§ Stored data
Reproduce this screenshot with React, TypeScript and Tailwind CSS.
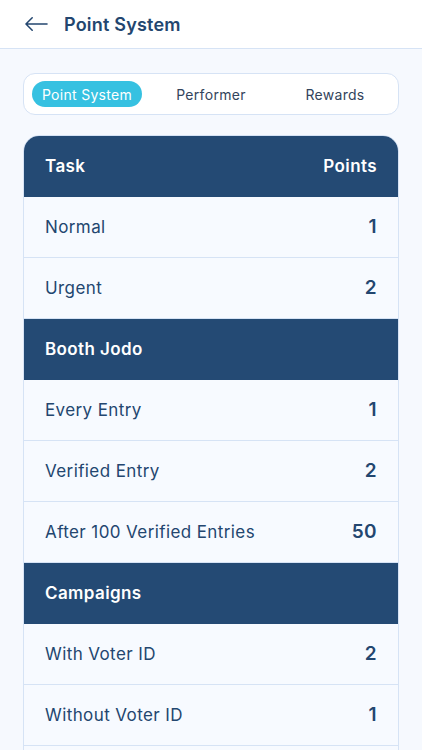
type Row = { label: string; points?: number; section?: boolean };

const rows: Row[] = [
  { label: "Normal", points: 1 },
  { label: "Urgent", points: 2 },
  { label: "Booth Jodo", section: true },
  { label: "Every Entry", points: 1 },
  { label: "Verified Entry", points: 2 },
  { label: "After 100 Verified Entries", points: 50 },
  { label: "Campaigns", section: true },
  { label: "With Voter ID", points: 2 },
  { label: "Without Voter ID", points: 1 },
];

export default function App() {
  return (
    <div
      className="flex h-[750px] flex-col overflow-hidden bg-[#f6f9fe] text-[#23466f]"
      style={{ fontFamily: "Inter, 'Noto Sans', sans-serif" }}
    >
      <header className="flex h-[49px] shrink-0 items-center gap-4 border-b border-[#d6e3f5] bg-white pl-[25px]">
        <svg aria-hidden="true" viewBox="0 0 24 16" className="h-[16px] w-[23px]" fill="none" stroke="#23466f" strokeWidth={1.6} strokeLinecap="round" strokeLinejoin="round">
          <path d="M1 8h22M7.5 1.5 1 8l6.5 6.5" />
        </svg>
        <h1 className="text-[18px] font-semibold tracking-[0.2px]">Point System</h1>
      </header>

      <main className="flex flex-col gap-5 px-[23px] pt-6">
        <nav className="flex h-[42px] items-center rounded-xl border border-[#d6e3f5] bg-white px-2 text-[14px] tracking-[0.3px]">
          <button className="h-[26px] w-[110px] rounded-full bg-[#36c1e1] text-white">
            Point System
          </button>
          <button className="w-[138px] text-center text-[#33445c]">Performer</button>
          <button className="flex-1 text-center text-[#33445c]">Rewards</button>
        </nav>

        <section className="overflow-hidden rounded-t-2xl border border-[#d6e3f5] bg-[#f7faff] tracking-[0.4px]">
          <div className="flex h-[61px] items-center justify-between bg-[#244a74] px-[21px] pt-px text-[17px] font-semibold text-white">
            <span>Task</span>
            <span>Points</span>
          </div>
          {rows.map((row) =>
            row.section ? (
              <div
                key={row.label}
                className="flex h-[61px] items-center bg-[#244a74] px-[21px] pt-px text-[17px] font-semibold text-white"
              >
                {row.label}
              </div>
            ) : (
              <div
                key={row.label}
                className="flex h-[61px] items-center justify-between border-b border-[#d6e3f5] px-[21px] pt-px text-[17px]"
              >
                <span>{row.label}</span>
                <span className="text-[19px] font-semibold">{row.points}</span>
              </div>
            ),
          )}
          <div className="h-[61px]" />
        </section>
      </main>
    </div>
  );
}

§ Description of the task
Write out the lines from the start of the material to the line with "string; points?: number;", inclusive and exactly. Skip the pictures.

§ Written solution
Reproduce this screenshot with React, TypeScript and Tailwind CSS.
type Row = { label: string; points?: number; section?: boolean };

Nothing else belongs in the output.